É preciso questionar a efetividade dos 30%, que não fez com que tenham mais mulheres no Congresso, por exemplo. O que eu vejo como solução é a educação do eleitor. Se a campanha de Bolsonaro conseguiu criar um diálogo com o eleitor e virar Presidente da República, por que a gente não consegue qualificar uma mulher para ela também ter esse diálogo nas redes sociais? Criei um projeto chamado Eleita, que deve começar em março ou abril. A ideia é dar cursos gratuitos para mulheres que têm interesse na política num período anterior da eleição, ajudando na qualificação delas sobre os mais diversos temas: desde regras eleitorais, com o que pode e o que não pode, até sanções, a questão do marketing político e prestação de contas.

ConJur — As regras eleitorais hoje são rigorosas em relação à lisura dos gastos de campanha e têm grande preocupação com a honestidade dos candidatos — mas não fazem qualquer exigência quanto à aptidão, capacidade ou competência do candidato. Como está, não se corre o risco de o país ter toda uma geração de eleitos "honestos" e incompetentes? Se para dirigir um automóvel é preciso exame psicotécnico, não deveria haver também para quem vai dirigir uma cidade ou um estado?
Karina Kufa — Quando decidimos a nossa democracia, foi estabelecido que todos pudessem se candidatar desde que atendidos alguns requisitos. Ao exigir escolaridade, porém, seria retomado o tempo que a política era exclusiva de uma determinada classe. Se eu falar que a partir de agora para ser candidato à presidente tem que ter mestrado e doutorado, quem serão os candidatos à presidência? Só uma determinada classe. Você acaba restringindo a política de outras classes.

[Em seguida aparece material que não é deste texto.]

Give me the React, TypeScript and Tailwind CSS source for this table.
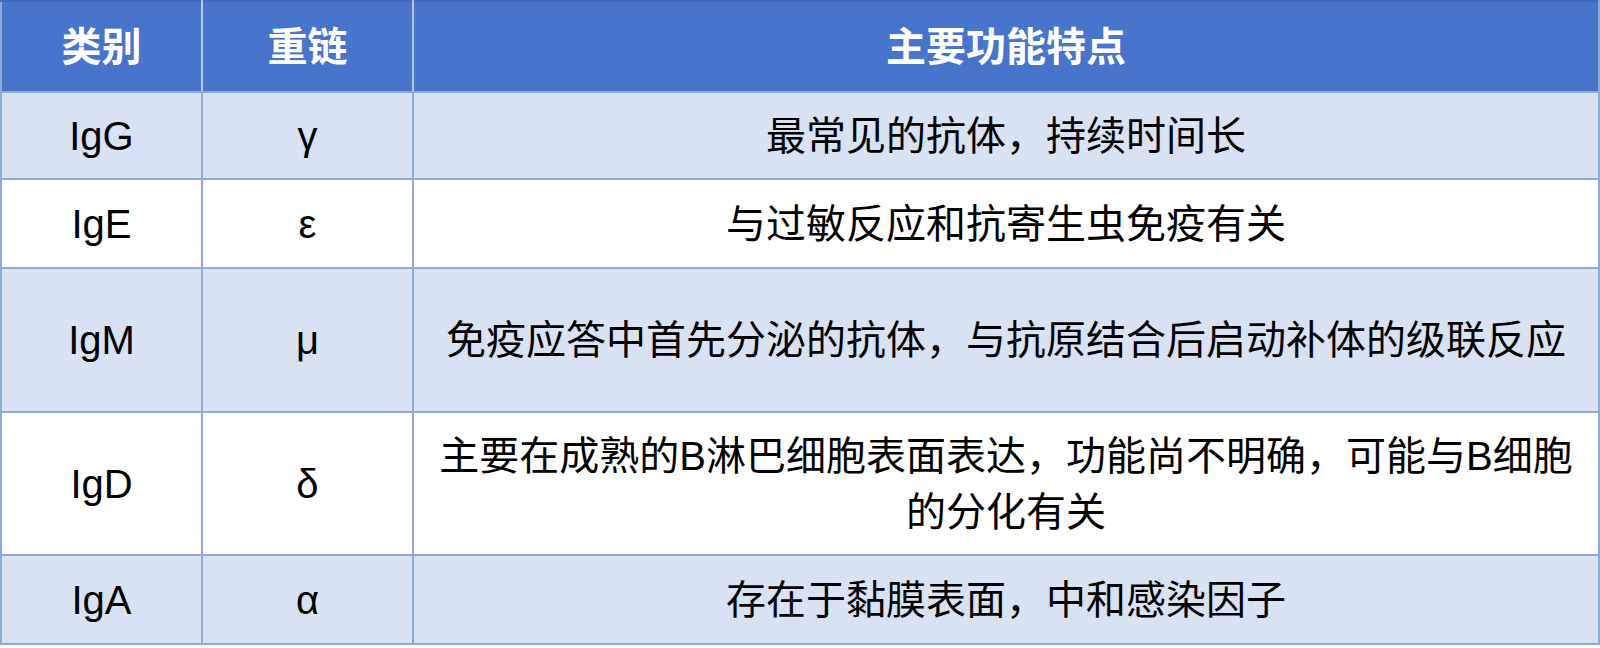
const rows = [
  { cls: "IgG", chain: "γ", desc: "最常见的抗体，持续时间长", h: "h-[87px]", bg: "bg-[#d9e2f3]" },
  { cls: "IgE", chain: "ε", desc: "与过敏反应和抗寄生虫免疫有关", h: "h-[89px]", bg: "bg-white" },
  {
    cls: "IgM",
    chain: "μ",
    desc: "免疫应答中首先分泌的抗体，与抗原结合后启动补体的级联反应",
    h: "h-[144px]",
    bg: "bg-[#d9e2f3]",
  },
  {
    cls: "IgD",
    chain: "δ",
    desc: "主要在成熟的B淋巴细胞表面表达，功能尚不明确，可能与B细胞的分化有关",
    h: "h-[143px]",
    bg: "bg-white",
  },
  { cls: "IgA", chain: "α", desc: "存在于黏膜表面，中和感染因子", h: "h-[89px]", bg: "bg-[#d9e2f3]" },
];

export default function App() {
  return (
    <div className="w-[1600px] h-[648px] bg-white font-['Liberation_Sans','Noto_Sans_CJK_SC',sans-serif] text-[40px] leading-[1.4] text-black">
      <table className="w-[1600px] table-fixed border-collapse">
        <colgroup>
          <col className="w-[201px]" />
          <col className="w-[211px]" />
          <col />
        </colgroup>
        <thead>
          <tr className="bg-[#4775cc] text-white font-bold">
            <th className="h-[91px] border-2 border-[#8eaadb] border-t-[#4268b8] border-r-[#b7c7e6]">类别</th>
            <th className="h-[91px] border-2 border-[#8eaadb] border-t-[#4268b8] border-x-[#b7c7e6]">重链</th>
            <th className="h-[91px] border-2 border-[#8eaadb] border-t-[#4268b8] border-l-[#b7c7e6]">主要功能特点</th>
          </tr>
        </thead>
        <tbody>
          {rows.map((r) => (
            <tr key={r.cls} className={r.bg}>
              <td className={`${r.h} border-2 border-[#8eaadb] text-center`}>{r.cls}</td>
              <td className={`${r.h} border-2 border-[#8eaadb] text-center`}>{r.chain}</td>
              <td className={`${r.h} border-2 border-[#8eaadb] text-center px-4`}>{r.desc}</td>
            </tr>
          ))}
        </tbody>
      </table>
    </div>
  );
}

E o sistema representativo é isso: representar o povo. É preciso trabalhar para que o povo tenha uma educação de qualidade, mas não restringir que aquele que não tem uma educação formal não possa atingir um cargo de prefeito. Se pensarmos em criar requisitos de educação formal para uma pessoa sair candidata a algum cargo, a gente volta a aquele tempo que o poder, a política ficava nas mãos de alguns.